Given exercise: Look through the data below. Pick out the lines holding the string "index".

Recorded data:
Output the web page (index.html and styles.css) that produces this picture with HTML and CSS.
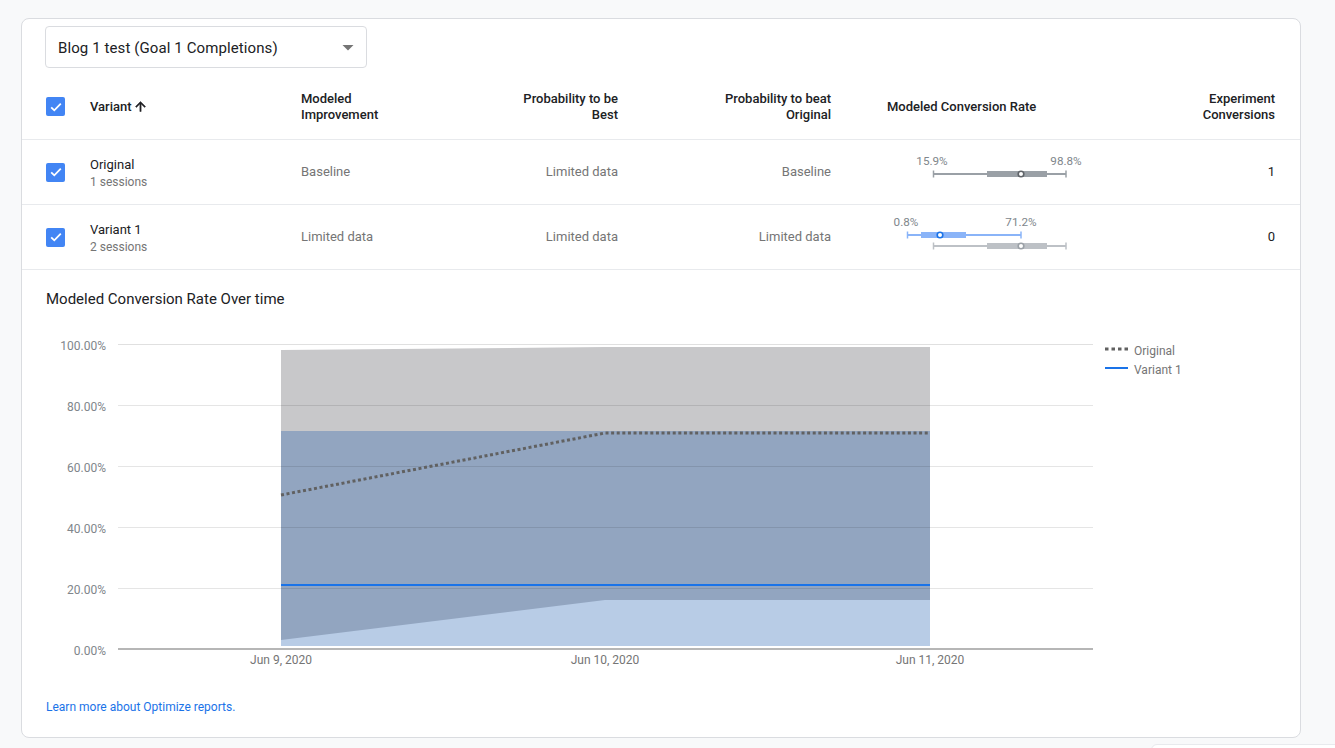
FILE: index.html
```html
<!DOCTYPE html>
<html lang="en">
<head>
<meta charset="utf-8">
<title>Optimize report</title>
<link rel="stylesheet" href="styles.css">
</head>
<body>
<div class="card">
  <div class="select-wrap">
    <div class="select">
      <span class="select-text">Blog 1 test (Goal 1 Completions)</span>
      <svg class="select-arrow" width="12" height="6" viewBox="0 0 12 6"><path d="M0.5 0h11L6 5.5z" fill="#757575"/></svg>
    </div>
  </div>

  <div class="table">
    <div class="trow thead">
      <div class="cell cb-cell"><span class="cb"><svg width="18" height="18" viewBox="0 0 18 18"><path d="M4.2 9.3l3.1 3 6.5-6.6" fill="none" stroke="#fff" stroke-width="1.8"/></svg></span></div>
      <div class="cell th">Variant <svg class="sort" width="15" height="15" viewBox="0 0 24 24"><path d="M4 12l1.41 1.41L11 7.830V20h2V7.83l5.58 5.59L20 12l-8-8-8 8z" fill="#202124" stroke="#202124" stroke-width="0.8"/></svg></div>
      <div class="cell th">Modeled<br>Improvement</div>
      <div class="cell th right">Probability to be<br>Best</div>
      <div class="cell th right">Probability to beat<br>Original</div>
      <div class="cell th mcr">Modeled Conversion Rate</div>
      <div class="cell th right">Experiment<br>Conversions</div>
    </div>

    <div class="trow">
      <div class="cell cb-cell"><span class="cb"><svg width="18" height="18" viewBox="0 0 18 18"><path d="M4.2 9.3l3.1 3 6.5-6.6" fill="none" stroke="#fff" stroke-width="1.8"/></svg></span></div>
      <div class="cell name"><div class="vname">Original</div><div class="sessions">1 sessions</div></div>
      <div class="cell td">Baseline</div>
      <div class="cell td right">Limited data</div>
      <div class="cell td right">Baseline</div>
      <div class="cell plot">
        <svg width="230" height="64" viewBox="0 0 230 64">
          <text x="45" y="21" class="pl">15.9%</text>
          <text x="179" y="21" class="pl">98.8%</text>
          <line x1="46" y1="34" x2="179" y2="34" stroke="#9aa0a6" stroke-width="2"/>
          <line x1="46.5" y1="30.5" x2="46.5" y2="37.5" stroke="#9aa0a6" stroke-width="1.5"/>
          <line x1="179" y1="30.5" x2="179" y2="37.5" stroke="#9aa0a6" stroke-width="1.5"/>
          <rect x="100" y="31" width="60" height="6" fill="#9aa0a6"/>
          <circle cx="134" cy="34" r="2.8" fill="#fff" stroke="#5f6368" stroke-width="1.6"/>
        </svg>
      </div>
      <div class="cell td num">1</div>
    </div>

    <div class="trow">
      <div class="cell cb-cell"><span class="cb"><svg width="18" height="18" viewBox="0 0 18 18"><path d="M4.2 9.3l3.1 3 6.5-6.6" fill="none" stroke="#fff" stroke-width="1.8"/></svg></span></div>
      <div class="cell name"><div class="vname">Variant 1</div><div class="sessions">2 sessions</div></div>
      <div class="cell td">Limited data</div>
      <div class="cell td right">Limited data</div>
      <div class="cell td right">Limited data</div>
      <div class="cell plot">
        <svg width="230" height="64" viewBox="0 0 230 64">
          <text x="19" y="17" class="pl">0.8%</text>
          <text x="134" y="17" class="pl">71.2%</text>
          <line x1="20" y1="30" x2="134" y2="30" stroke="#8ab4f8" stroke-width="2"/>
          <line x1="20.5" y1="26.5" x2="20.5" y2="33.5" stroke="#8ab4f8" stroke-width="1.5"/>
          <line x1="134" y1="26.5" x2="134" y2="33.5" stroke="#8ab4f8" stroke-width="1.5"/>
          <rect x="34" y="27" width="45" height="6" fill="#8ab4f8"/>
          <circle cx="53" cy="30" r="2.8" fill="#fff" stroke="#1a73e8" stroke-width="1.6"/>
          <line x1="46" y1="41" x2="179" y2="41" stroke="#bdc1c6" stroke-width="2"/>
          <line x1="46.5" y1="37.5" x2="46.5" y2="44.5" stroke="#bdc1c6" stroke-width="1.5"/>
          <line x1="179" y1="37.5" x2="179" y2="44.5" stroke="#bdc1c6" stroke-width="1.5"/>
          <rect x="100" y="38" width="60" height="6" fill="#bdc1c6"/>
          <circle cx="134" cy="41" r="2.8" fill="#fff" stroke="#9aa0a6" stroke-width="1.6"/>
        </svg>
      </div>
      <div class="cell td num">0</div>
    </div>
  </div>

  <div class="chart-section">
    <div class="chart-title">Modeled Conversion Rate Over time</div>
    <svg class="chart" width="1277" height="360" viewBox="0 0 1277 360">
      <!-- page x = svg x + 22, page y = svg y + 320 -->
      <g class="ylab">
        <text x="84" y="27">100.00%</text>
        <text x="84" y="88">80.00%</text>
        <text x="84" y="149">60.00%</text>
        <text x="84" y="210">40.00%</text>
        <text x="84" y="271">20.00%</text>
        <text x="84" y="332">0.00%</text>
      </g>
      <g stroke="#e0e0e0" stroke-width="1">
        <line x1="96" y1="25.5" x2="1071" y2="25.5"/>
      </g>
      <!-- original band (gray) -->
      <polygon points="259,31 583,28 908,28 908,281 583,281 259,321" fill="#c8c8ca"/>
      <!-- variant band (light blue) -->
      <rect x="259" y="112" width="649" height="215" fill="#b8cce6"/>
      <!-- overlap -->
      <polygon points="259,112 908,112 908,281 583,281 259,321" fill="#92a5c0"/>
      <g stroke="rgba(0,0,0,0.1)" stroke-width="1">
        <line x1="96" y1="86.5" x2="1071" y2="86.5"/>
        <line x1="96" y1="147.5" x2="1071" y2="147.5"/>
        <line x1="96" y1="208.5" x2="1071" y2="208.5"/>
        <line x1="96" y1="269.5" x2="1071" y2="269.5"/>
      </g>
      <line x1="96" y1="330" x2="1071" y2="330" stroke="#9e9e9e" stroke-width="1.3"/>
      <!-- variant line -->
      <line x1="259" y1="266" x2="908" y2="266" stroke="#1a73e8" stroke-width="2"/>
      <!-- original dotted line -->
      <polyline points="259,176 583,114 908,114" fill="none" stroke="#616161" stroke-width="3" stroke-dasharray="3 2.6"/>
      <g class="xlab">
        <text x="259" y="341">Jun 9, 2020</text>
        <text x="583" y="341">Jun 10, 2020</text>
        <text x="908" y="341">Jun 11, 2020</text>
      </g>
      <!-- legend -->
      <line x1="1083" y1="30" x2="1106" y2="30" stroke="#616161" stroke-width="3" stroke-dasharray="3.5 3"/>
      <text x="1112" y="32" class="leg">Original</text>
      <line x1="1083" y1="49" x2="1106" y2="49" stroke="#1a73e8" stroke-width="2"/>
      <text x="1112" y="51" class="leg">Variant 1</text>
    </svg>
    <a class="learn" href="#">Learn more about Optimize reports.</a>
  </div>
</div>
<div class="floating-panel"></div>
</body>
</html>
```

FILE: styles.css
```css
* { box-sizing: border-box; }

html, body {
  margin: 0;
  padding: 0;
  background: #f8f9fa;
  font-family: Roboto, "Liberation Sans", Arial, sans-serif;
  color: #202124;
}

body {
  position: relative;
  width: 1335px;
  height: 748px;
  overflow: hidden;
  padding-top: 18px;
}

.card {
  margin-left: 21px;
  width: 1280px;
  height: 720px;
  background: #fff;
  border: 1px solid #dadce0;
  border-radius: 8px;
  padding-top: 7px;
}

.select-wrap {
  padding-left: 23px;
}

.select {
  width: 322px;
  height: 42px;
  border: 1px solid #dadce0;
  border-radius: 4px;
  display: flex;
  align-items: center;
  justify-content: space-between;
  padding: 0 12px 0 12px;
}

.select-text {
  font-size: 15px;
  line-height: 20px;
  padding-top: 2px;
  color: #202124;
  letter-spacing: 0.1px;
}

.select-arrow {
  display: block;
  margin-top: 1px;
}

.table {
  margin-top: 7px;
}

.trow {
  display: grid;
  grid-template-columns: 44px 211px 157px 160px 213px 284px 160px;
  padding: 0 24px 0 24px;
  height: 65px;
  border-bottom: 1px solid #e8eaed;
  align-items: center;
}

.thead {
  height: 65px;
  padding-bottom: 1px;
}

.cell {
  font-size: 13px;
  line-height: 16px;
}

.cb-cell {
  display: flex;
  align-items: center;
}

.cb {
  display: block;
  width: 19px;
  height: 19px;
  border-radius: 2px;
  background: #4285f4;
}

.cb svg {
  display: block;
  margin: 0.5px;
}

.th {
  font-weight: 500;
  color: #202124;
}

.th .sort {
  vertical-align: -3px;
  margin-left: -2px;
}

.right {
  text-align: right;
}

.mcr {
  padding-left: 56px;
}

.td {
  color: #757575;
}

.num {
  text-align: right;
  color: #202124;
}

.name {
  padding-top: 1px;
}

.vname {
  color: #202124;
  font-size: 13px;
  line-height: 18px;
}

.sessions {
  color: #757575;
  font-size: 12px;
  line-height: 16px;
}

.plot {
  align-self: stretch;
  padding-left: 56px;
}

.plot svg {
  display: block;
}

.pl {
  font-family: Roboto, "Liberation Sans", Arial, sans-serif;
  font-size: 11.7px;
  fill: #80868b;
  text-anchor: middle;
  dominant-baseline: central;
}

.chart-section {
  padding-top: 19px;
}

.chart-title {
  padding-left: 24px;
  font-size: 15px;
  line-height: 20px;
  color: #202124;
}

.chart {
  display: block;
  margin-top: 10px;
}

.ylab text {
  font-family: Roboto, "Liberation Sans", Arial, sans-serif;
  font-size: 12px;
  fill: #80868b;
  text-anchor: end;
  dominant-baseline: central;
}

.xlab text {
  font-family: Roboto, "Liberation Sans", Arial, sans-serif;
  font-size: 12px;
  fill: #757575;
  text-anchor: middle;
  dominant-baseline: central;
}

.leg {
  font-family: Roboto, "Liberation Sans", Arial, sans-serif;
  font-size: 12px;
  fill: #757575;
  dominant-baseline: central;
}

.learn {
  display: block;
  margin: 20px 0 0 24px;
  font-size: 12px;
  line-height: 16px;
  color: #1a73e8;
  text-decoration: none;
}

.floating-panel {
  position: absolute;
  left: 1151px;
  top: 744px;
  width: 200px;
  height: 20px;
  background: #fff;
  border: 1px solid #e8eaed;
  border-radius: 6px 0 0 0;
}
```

Answer to the exercise:
Output the web page (index.html and styles.css) that produces this picture with HTML and CSS.
FILE: index.html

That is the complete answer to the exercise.